Down below, meanwhile, the old in-out, in-out has escalated into an all-out orgy with Josh assuming a hands-on role. Bluey, ever the bully, whips out a video camera and pressures Josh into performing the fated punch. This ultra violence transforms the male wet dream into a what-have-we-done crime scene: Lisa’s neck has been snapped. The filmed evidence now becomes the most sought-after sex tape since Paris Hilton’s star-making turn.

Up to this pivot, Blackburn’s plot has cycled through the customary, lame-duck preparation for its genre: we’re familiar with the checklist (sex, some lies, drugs, and videotape) that precedes the auguring of cutthroat action. After an all-male meeting, the mates settle on the “drunk accident” alibi: Lisa, intoxicated, fell overboard. Obviously, the girls object. Thus begins the final reel’s do-the-right-thing blame game that eventually turns into a battle royale for survival. Without a dam for reason, the at-sea claustrophobia and the victor-or-victim (read: do-or-die) jockeying surge to the foreground.

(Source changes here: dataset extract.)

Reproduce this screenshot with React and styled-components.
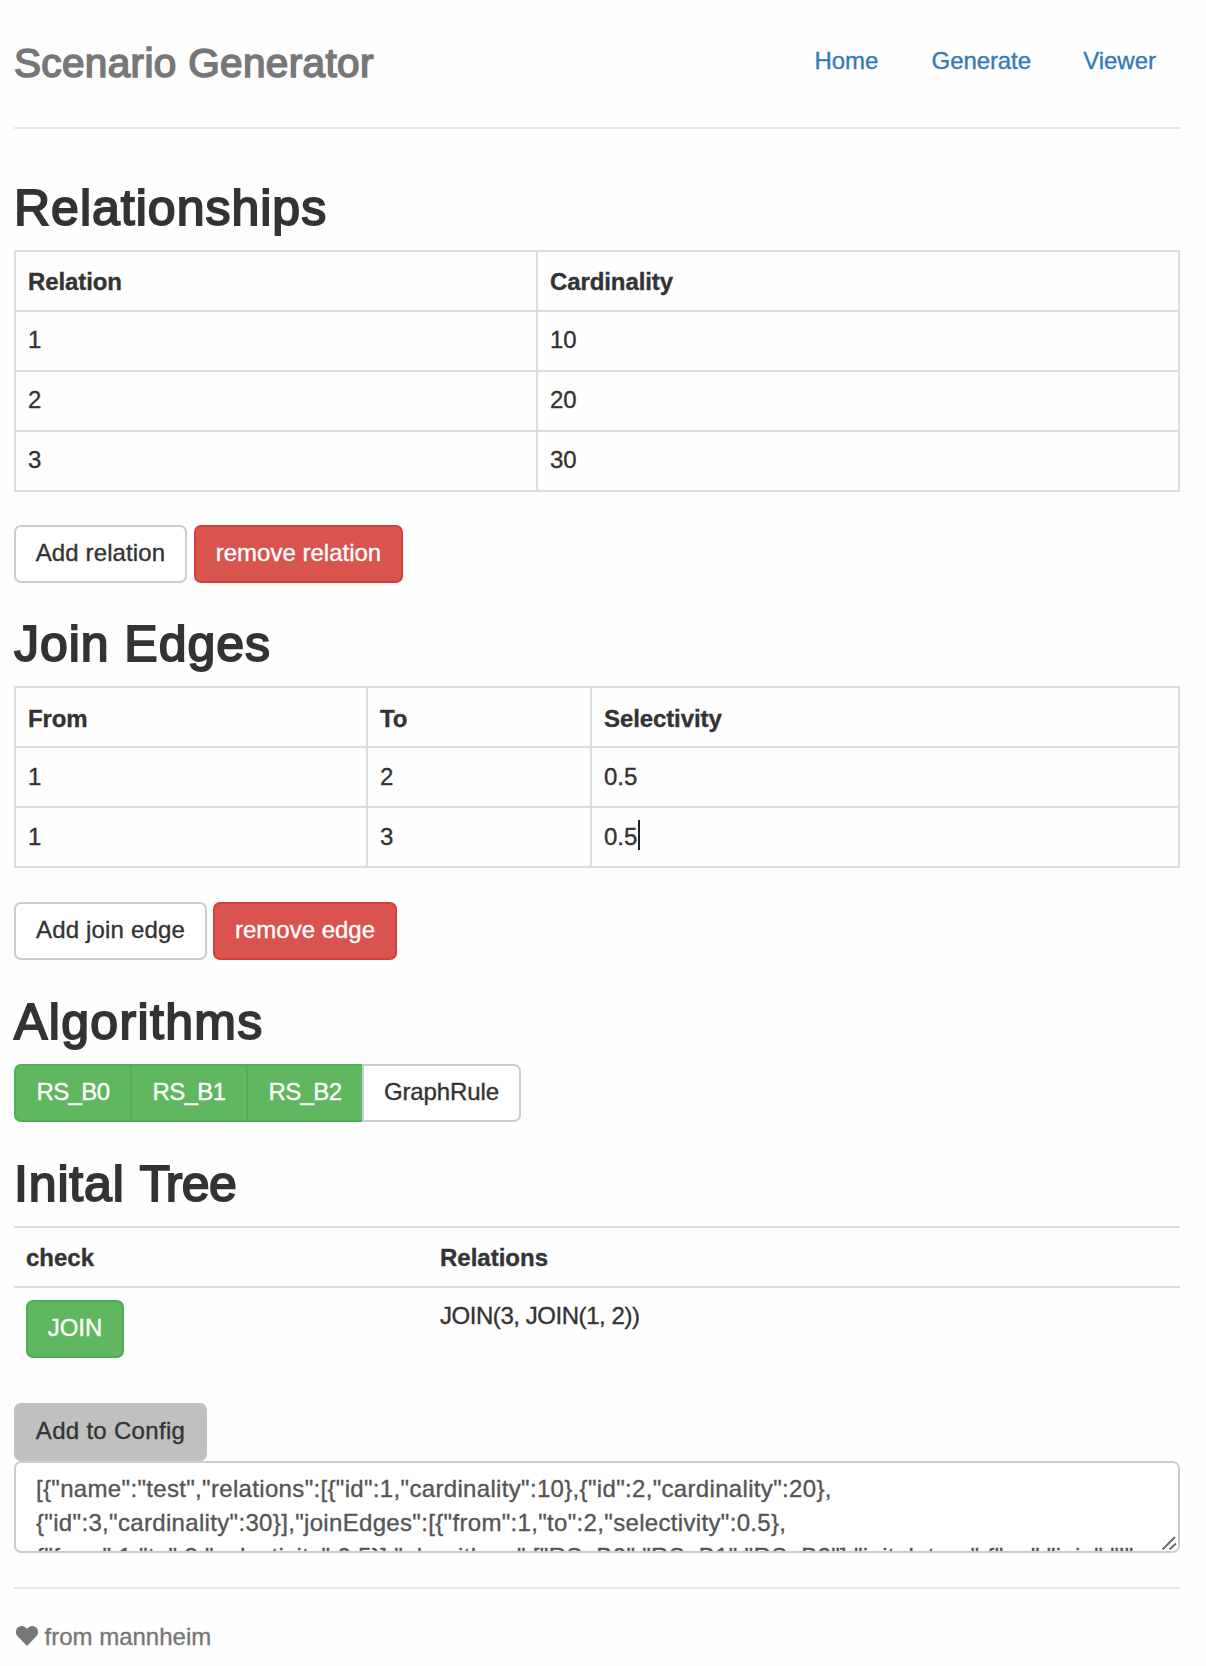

Even the music transitions: no longer log jammed with top-40 smashes, the instrumental sounds arpeggiate to add to the hysteria.

As Donkey Punch retreats from light to dark (physically and psychologically), it becomes better because it becomes more preposterous. What’s the Aesopian moral among these animalistic beings? Does donkey punching, in fact, cause more trouble than pleasure? Is this film the answer to Anna’s mysterious disappearance in Antonioni’s L’avventura ? In the end, the fourth release from Magnet’s Six Shooter Series (which also put out the stellar Swedish import Let the Right One In) is a light, fluked-up piece of work — everything so unlikely as to be amusing. That’s its draw and detriment. Suspend belief and you’ll have an entertaining, if periodically exasperating, dose of nonsense; don’t and you’ll come down with a simulated case of C-movie sickness.